» **Instruction**:
Reproduce exactly, with no pictures, each line from the opening of the material down through the line containing "string; w: string;".

-- Start of Recorded information --

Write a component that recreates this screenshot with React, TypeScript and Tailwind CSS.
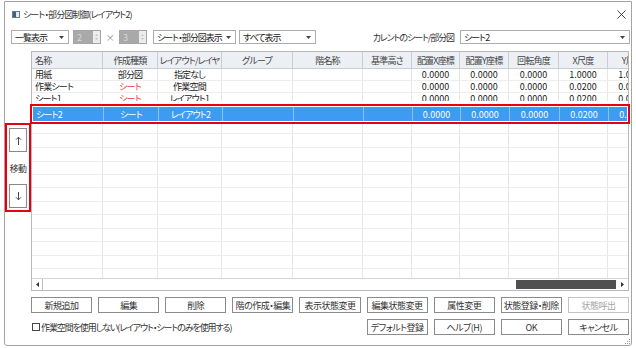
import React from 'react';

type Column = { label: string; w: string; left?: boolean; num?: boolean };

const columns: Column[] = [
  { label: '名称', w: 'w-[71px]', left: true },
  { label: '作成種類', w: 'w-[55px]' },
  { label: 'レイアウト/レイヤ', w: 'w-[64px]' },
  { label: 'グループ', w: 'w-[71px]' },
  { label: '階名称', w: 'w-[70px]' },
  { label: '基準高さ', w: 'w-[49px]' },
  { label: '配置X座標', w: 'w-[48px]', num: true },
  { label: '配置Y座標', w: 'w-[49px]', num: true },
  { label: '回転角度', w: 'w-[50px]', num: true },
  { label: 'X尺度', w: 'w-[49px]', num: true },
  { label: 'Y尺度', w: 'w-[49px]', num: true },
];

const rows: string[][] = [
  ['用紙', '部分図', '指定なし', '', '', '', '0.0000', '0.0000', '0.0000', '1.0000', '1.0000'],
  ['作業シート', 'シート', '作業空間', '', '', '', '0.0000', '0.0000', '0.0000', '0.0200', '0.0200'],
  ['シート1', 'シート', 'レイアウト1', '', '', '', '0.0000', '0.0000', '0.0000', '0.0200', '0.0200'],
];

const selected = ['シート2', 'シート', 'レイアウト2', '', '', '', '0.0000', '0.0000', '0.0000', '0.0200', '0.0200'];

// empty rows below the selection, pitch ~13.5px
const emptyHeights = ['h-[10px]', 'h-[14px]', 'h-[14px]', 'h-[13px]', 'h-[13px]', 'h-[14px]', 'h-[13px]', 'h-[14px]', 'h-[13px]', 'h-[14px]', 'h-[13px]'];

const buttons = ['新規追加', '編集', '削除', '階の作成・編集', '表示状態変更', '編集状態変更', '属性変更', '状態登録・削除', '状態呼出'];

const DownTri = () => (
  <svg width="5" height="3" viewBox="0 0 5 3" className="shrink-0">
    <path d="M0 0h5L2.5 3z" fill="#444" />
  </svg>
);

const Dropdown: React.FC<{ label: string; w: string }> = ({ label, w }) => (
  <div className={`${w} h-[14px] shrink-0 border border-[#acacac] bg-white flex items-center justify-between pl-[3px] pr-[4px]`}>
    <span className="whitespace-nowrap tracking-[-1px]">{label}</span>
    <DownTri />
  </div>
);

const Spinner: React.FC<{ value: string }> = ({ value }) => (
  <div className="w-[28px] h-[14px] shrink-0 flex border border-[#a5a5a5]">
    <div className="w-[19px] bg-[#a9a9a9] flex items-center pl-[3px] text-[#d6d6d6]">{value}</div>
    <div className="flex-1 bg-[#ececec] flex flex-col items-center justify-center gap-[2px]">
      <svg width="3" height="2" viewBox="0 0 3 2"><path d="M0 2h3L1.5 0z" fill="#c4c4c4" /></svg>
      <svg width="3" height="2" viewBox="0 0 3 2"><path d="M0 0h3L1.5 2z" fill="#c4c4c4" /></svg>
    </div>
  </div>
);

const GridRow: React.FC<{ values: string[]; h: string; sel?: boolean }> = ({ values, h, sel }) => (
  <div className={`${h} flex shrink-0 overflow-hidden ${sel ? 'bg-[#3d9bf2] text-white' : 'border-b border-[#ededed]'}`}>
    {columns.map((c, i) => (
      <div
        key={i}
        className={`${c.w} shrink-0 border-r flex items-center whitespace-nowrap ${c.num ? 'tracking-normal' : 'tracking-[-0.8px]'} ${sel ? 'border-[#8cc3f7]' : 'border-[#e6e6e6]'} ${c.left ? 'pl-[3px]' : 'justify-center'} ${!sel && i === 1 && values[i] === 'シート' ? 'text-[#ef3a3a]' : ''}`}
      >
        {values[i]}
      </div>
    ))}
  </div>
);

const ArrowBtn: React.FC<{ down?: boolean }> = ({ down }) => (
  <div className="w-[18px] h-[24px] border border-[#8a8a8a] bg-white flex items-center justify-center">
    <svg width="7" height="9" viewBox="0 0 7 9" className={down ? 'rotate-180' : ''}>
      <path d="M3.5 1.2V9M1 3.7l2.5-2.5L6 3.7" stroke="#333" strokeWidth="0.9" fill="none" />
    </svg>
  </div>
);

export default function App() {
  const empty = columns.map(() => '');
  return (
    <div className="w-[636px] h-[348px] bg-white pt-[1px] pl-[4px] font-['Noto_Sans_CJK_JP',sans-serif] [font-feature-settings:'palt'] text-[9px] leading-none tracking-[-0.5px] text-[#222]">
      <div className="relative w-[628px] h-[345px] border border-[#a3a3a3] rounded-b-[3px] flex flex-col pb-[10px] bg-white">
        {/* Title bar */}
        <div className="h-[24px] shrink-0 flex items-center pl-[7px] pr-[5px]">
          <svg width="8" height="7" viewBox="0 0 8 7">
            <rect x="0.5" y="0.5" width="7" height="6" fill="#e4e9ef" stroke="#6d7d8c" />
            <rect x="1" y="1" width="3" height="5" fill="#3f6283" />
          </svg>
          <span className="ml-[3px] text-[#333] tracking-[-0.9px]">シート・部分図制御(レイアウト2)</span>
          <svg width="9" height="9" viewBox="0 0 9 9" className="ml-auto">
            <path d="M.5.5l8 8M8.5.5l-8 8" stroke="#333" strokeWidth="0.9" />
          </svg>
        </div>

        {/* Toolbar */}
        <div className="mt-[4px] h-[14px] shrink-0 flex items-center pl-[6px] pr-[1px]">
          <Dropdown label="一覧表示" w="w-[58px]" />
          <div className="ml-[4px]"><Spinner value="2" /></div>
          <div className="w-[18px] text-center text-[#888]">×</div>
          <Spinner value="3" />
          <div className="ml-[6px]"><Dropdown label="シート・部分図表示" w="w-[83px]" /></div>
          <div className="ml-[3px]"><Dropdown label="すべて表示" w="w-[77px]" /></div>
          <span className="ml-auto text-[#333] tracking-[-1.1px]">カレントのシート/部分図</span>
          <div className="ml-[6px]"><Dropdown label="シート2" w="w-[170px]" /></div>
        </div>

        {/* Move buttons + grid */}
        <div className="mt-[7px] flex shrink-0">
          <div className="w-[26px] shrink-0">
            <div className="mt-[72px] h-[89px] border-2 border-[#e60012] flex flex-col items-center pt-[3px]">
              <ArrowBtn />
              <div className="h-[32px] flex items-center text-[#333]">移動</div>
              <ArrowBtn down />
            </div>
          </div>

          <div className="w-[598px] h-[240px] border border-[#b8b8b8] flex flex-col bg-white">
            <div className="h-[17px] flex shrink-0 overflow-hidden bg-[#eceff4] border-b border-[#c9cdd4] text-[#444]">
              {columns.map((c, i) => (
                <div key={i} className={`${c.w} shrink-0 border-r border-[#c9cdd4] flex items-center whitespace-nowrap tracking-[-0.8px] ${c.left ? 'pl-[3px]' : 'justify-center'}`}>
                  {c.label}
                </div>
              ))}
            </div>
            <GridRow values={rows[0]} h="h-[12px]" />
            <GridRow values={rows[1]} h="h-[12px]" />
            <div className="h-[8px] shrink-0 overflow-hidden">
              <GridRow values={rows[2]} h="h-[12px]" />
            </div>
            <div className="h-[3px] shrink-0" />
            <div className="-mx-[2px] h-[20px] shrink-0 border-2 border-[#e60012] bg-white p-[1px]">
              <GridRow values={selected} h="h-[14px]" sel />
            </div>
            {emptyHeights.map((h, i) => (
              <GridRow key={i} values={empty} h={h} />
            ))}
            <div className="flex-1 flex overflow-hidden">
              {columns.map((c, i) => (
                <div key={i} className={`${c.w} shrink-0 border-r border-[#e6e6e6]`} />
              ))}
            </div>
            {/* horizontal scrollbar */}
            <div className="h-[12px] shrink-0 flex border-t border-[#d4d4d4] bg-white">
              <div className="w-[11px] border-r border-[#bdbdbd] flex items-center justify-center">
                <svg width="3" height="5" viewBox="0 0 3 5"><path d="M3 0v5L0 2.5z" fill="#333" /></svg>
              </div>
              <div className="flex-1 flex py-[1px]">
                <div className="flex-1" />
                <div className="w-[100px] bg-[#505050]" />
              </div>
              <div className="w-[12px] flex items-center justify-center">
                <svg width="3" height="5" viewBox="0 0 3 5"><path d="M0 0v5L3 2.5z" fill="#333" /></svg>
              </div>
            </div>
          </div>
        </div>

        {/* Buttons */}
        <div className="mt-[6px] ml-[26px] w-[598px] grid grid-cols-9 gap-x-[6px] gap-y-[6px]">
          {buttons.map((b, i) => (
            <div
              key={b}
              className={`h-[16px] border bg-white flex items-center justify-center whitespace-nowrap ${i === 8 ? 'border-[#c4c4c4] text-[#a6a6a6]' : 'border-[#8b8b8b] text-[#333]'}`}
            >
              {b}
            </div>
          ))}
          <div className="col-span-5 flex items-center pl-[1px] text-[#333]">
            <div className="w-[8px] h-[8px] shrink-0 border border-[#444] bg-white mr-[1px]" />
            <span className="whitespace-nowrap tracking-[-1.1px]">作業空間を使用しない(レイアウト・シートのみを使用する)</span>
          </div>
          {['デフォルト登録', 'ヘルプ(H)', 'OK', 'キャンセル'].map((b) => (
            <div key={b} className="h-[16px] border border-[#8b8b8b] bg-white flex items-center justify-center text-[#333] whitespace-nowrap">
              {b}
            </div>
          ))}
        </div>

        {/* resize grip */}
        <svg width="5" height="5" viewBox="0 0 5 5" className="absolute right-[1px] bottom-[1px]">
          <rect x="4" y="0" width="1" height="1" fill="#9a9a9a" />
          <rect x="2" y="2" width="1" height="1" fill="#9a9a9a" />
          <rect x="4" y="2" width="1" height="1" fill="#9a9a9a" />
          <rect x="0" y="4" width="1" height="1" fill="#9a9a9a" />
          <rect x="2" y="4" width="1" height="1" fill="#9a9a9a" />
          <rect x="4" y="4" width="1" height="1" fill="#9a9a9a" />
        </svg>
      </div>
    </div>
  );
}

-- End of Recorded information --

» **Answer in full**:
Write a component that recreates this screenshot with React, TypeScript and Tailwind CSS.
import React from 'react';

type Column = { label: string; w: string; left?: boolean; num?: boolean };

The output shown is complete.